Sur Al Jazeera, un conseiller de Joe Biden
disait qu’il fallait traîner Vladimir Poutine devant le Tribunal Pénal
International (TPI), ce à quoi la journaliste lui a fait remarquer :
« Mais vous avez toujours refusé de reconnaître la compétence de ce
Tribunal pour les États Unis, comment pouvez-vous la réclamer pour
d’autres ? » Le conseiller en est resté sans voix. Peut-on imaginer
actuellement un tel dialogue sur une chaîne occidentale ? Et pourtant il
s’agit de simple objectivité.
Certes ces médias, eux aussi, peuvent
tomber dans la désinformation dans des circonstances semblables, lorsque le
poids du pouvoir politique devient destructeur pour le métier de journaliste.

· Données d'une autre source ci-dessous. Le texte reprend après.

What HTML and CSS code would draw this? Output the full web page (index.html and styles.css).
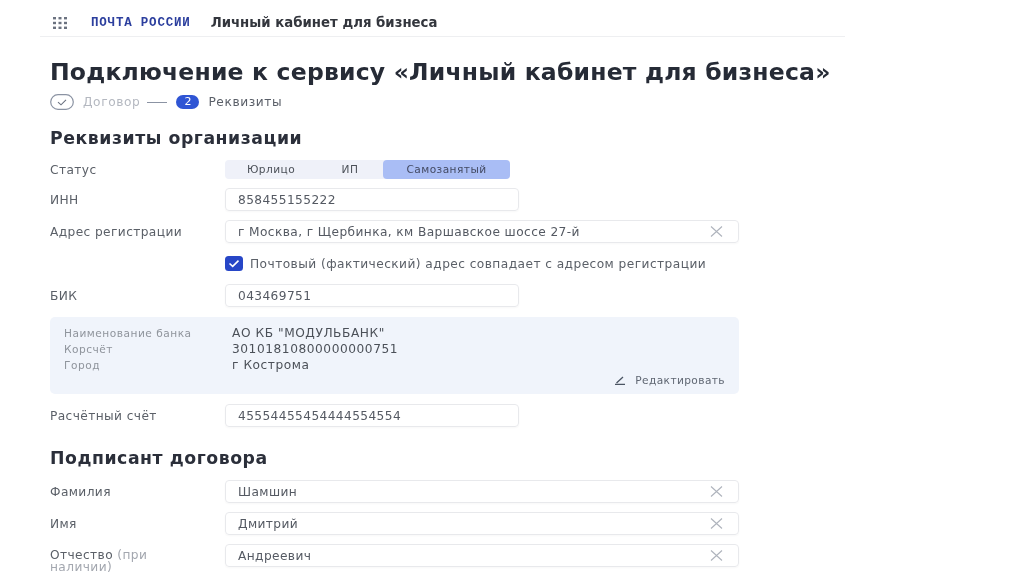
FILE: index.html
```html
<!DOCTYPE html>
<html lang="ru">
<head>
    <meta charset="UTF-8">
    <title>Подключение к сервису</title>
    <link rel="stylesheet" href="styles.css">
</head>
<body>

<div class="page">
    <header class="topbar">
        <svg class="apps" width="14" height="12" viewBox="0 0 14 12">
            <g fill="#6b7280">
                <rect x="0" y="0" width="3" height="2.4"/><rect x="5.5" y="0" width="3" height="2.4"/><rect x="11" y="0" width="3" height="2.4"/>
                <rect x="0" y="4.8" width="3" height="2.4"/><rect x="5.5" y="4.8" width="3" height="2.4"/><rect x="11" y="4.8" width="3" height="2.4"/>
                <rect x="0" y="9.6" width="3" height="2.4"/><rect x="5.5" y="9.6" width="3" height="2.4"/><rect x="11" y="9.6" width="3" height="2.4"/>
            </g>
        </svg>
        <span class="logo">ПОЧТА РОССИИ</span>
        <span class="service">Личный кабинет для бизнеса</span>
    </header>

    <main class="content">
        <h1>Подключение к сервису «Личный кабинет для бизнеса»</h1>

        <div class="steps">
            <svg class="step-done" width="24" height="16" viewBox="0 0 24 16">
                <rect x="0.7" y="0.7" width="22.6" height="14.6" rx="7.3" fill="none" stroke="#8b93a3" stroke-width="1.2"/>
                <path d="M8 8.2l3 2.6 5-5" fill="none" stroke="#6b7280" stroke-width="1.1"/>
            </svg>
            <span class="step-muted">Договор</span>
            <span class="step-line"></span>
            <span class="step-num">2</span>
            <span class="step-current">Реквизиты</span>
        </div>

        <h2 class="first">Реквизиты организации</h2>

        <div class="row row-status">
            <div class="label">Статус</div>
            <div class="tabs">
                <span class="tab tab-legal">Юрлицо</span>
                <span class="tab tab-ip">ИП</span>
                <span class="tab tab-active">Самозанятый</span>
            </div>
        </div>

        <div class="row">
            <div class="label">ИНН</div>
            <div class="field short">858455155222</div>
        </div>

        <div class="row">
            <div class="label">Адрес регистрации</div>
            <div class="field wide">г Москва, г Щербинка, км Варшавское шоссе 27-й
                <svg class="clear" width="13" height="11" viewBox="0 0 13 11"><path d="M1 .5l11 10M12 .5l-11 10" stroke="#aeb3bc" stroke-width="1.1" fill="none"/></svg>
            </div>
        </div>

        <div class="check-row">
            <svg width="18" height="15" viewBox="0 0 18 15">
                <rect width="18" height="15" rx="3.5" fill="#2746c7"/>
                <path d="M4.5 7.5l3.2 2.8 5.8-5.6" fill="none" stroke="#fff" stroke-width="1.6"/>
            </svg>
            <span>Почтовый (фактический) адрес совпадает с адресом регистрации</span>
        </div>

        <div class="row">
            <div class="label">БИК</div>
            <div class="field short">043469751</div>
        </div>

        <div class="bank">
            <div class="bank-grid">
                <div class="bank-label">Наименование банка</div>
                <div class="bank-value">АО КБ "МОДУЛЬБАНК"</div>
                <div class="bank-label">Корсчёт</div>
                <div class="bank-value">30101810800000000751</div>
                <div class="bank-label">Город</div>
                <div class="bank-value">г Кострома</div>
            </div>
            <div class="bank-edit">
                <svg width="12" height="10" viewBox="0 0 12 10"><path d="M1 9.3h10M2.5 8L9 2" fill="none" stroke="#4b5563" stroke-width="1.3"/></svg>
                <span>Редактировать</span>
            </div>
        </div>

        <div class="row">
            <div class="label">Расчётный счёт</div>
            <div class="field short">45554455454444554554</div>
        </div>

        <h2 class="second">Подписант договора</h2>

        <div class="row">
            <div class="label">Фамилия</div>
            <div class="field wide">Шамшин
                <svg class="clear" width="13" height="11" viewBox="0 0 13 11"><path d="M1 .5l11 10M12 .5l-11 10" stroke="#aeb3bc" stroke-width="1.1" fill="none"/></svg>
            </div>
        </div>

        <div class="row">
            <div class="label">Имя</div>
            <div class="field wide">Дмитрий
                <svg class="clear" width="13" height="11" viewBox="0 0 13 11"><path d="M1 .5l11 10M12 .5l-11 10" stroke="#aeb3bc" stroke-width="1.1" fill="none"/></svg>
            </div>
        </div>

        <div class="row">
            <div class="label label-two">Отчество <span class="optional">(при</span><br><span class="optional">наличии)</span></div>
            <div class="field wide">Андреевич
                <svg class="clear" width="13" height="11" viewBox="0 0 13 11"><path d="M1 .5l11 10M12 .5l-11 10" stroke="#aeb3bc" stroke-width="1.1" fill="none"/></svg>
            </div>
        </div>
    </main>
</div>

</body>
</html>
```

FILE: styles.css
```css
body {
    margin: 0;
    height: 574px;
    overflow: hidden;
    background-color: #fff;
    font-family: "DejaVu Sans", sans-serif;
    color: #4b5058;
}
.page {
    width: 805px;
    margin-left: 40px;
    filter: blur(0.35px);
}
.topbar {
    display: flex;
    align-items: center;
    height: 37px;
    box-sizing: border-box;
    padding: 9px 0 0 13px;
    border-bottom: 1px solid #eeeff1;
}
.logo {
    margin-left: 24px;
    font-family: "Liberation Mono", monospace;
    font-size: 12.5px;
    font-weight: bold;
    letter-spacing: 0.8px;
    color: #2c3f9e;
}
.service {
    margin-left: 20px;
    font-size: 13.3px;
    font-weight: bold;
    color: #33363d;
}
.content {
    padding-left: 10px;
}
h1 {
    margin: 22px 0 0;
    height: 26px;
    font-size: 23.5px;
    line-height: 26px;
    font-weight: bold;
    letter-spacing: 0.2px;
    color: #262b36;
    white-space: nowrap;
}
.steps {
    display: flex;
    align-items: center;
    height: 16px;
    margin-top: 9px;
    font-size: 12.2px;
    letter-spacing: 0.6px;
}
.step-muted {
    margin-left: 9px;
    color: #b4b8c0;
}
.step-line {
    width: 20px;
    height: 1px;
    margin: 0 9px 0 7px;
    background-color: #8b93a3;
}
.step-num {
    width: 23px;
    height: 14px;
    border-radius: 7px;
    background-color: #2f55d4;
    color: #fff;
    font-size: 11px;
    letter-spacing: 0;
    line-height: 14px;
    text-align: center;
}
.step-current {
    margin-left: 9px;
    color: #5a5f68;
}
h2 {
    margin: 0;
    font-size: 17.3px;
    line-height: 20px;
    font-weight: bold;
    letter-spacing: 0.55px;
    color: #2b2f3a;
}
h2.first {
    margin-top: 18px;
    margin-bottom: 12px;
}
h2.second {
    margin-top: 21px;
    margin-bottom: 12px;
}
.row {
    display: grid;
    grid-template-columns: 175px 1fr;
    align-items: center;
    min-height: 23px;
    margin-bottom: 9px;
}
.row-status {
    min-height: 19px;
}
.label {
    font-size: 12.2px;
    letter-spacing: 0.4px;
    color: #5b6068;
}
.label-two {
    align-self: start;
    height: 23px;
    box-sizing: border-box;
    padding-top: 5px;
    line-height: 12px;
}
.optional {
    color: #a3a7af;
}
.tabs {
    display: flex;
    width: 285px;
    height: 19px;
    border-radius: 4px;
    background-color: #eff1f9;
    font-size: 10.6px;
    letter-spacing: 0.45px;
    line-height: 19px;
    text-align: center;
}
.tab-legal {
    width: 92px;
}
.tab-ip {
    width: 66px;
}
.tab-active {
    width: 127px;
    border-radius: 4px;
    background-color: #a9bdf5;
    color: #434a63;
}
.field {
    position: relative;
    height: 23px;
    box-sizing: border-box;
    padding-left: 12px;
    border: 1px solid #e8e9ec;
    border-radius: 4px;
    font-size: 12.2px;
    letter-spacing: 0.4px;
    line-height: 22px;
    color: #545962;
    box-shadow: 0 1px 2px rgba(0, 0, 0, 0.03);
}
.short {
    width: 294px;
}
.wide {
    width: 514px;
}
.clear {
    position: absolute;
    right: 15px;
    top: 5px;
}
.check-row {
    display: flex;
    align-items: center;
    height: 17px;
    margin: 12px 0 12px 175px;
    font-size: 12.2px;
    letter-spacing: 0.44px;
    color: #5b6068;
}
.check-row span {
    margin-left: 7px;
}
.bank {
    width: 689px;
    height: 77px;
    box-sizing: border-box;
    margin: 10px 0;
    padding: 8px 14px 0;
    border-radius: 5px;
    background-color: #f0f4fb;
}
.bank-grid {
    display: grid;
    grid-template-columns: 168px 1fr;
    grid-auto-rows: 16px;
    align-items: center;
}
.bank-label {
    font-size: 10.6px;
    letter-spacing: 0.5px;
    color: #8f949c;
}
.bank-value {
    font-size: 12.2px;
    letter-spacing: 0.55px;
    color: #4b5058;
}
.bank-edit {
    display: flex;
    align-items: center;
    justify-content: flex-end;
    margin-top: 1px;
    font-size: 10.6px;
    letter-spacing: 0.4px;
    color: #5f6672;
}
.bank-edit span {
    margin-left: 9px;
}
```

L’exemple du rôle d’Al Jazeera pendant la crise libyenne le prouve. Mais ceci
mériterait d’autres développements.
Peut-être une rage
L’expression « effort de
guerre » occidental, employée plus haut, se justifie lorsqu’on voit le
développement rapide du soutien militaire et financier apporté au gouvernement
ukrainien. N’est -il pas en train de transformer de plus en plus les États-Unis
et les Européens qui les suivent en belligérants. Les États-Unis, les pays
européens, et leurs medias disent et répètent qu’ils ne participent pas à la
guerre. Peut-on être plus impliqués qu’ils ne le sont, à part envoyer des
troupes ? Il ne s’agit plus de l’Ukraine, il s’agit de leur guerre, à voir
leur mobilisation totale. Les Occidentaux jouent sans arrêt « au chat
perché » sur une ligne de plus en plus ténue entre le soutien militaire et
la participation directe. Même sur le plan économique, le discours est devenu
de plus en plus violent de plus en plus haineux. Joe Biden promet désormais de
ruiner l’aviation commerciale russe, de l’empêcher de travailler. Il cible la
famille même de Vladimir Poutine en dehors de toute retenue. Jusqu’où va-t-on
aller ? C’est comme s’il y avait, peut-être, désormais une rage, celle
d’être impuissant, celle pour la première fois depuis la fin de la guerre
froide, de ne pas imposer leur loi, qui obscurcit l’entendement des dirigeants
des EU et qu’ils transfèrent à leurs alliés. Tout cela est extrêmement
dangereux pour le monde.
Et tout cela se répercute et se reflète
aussi dans le système médiatique qui lui-même pousse sans arrêt à l’escalade,
qui met de plus en plus le curseur un peu plus loin, au fil des déclarations
politiques étasuniennes. Ce système est devenu une arme essentielle de la
guerre. Comme le ferait une préparation d’artillerie sur un champ de bataille,
le bombardement médiatique précède toujours chaque escalade qui va être faite,
tant sur le plan de la fournitures d’armes de guerre que de sanctions
économiques. C’est cet asservissement total au nationalisme occidental qui peut
expliquer sa dégradation continuelle.
On pourrait dire que cela a toujours été
ainsi dans les guerres, qui sont aussi des guerres de propagande. Mais il y a
là quand même quelque chose de nouveau. Naguère, il y avait dans les médias et
la presse occidentale des positions critiques par exemple sur la guerre du
Vietnam, y compris aux États-Unis, sur l’invasion de l’Irak, par exemple dans
des médias étasuniens et français. Les exemples du New York Times ou du journal Le Monde sont connus. Mais désormais, cela
n’existe plus, y compris pour ces deux institutions du journalisme occidental.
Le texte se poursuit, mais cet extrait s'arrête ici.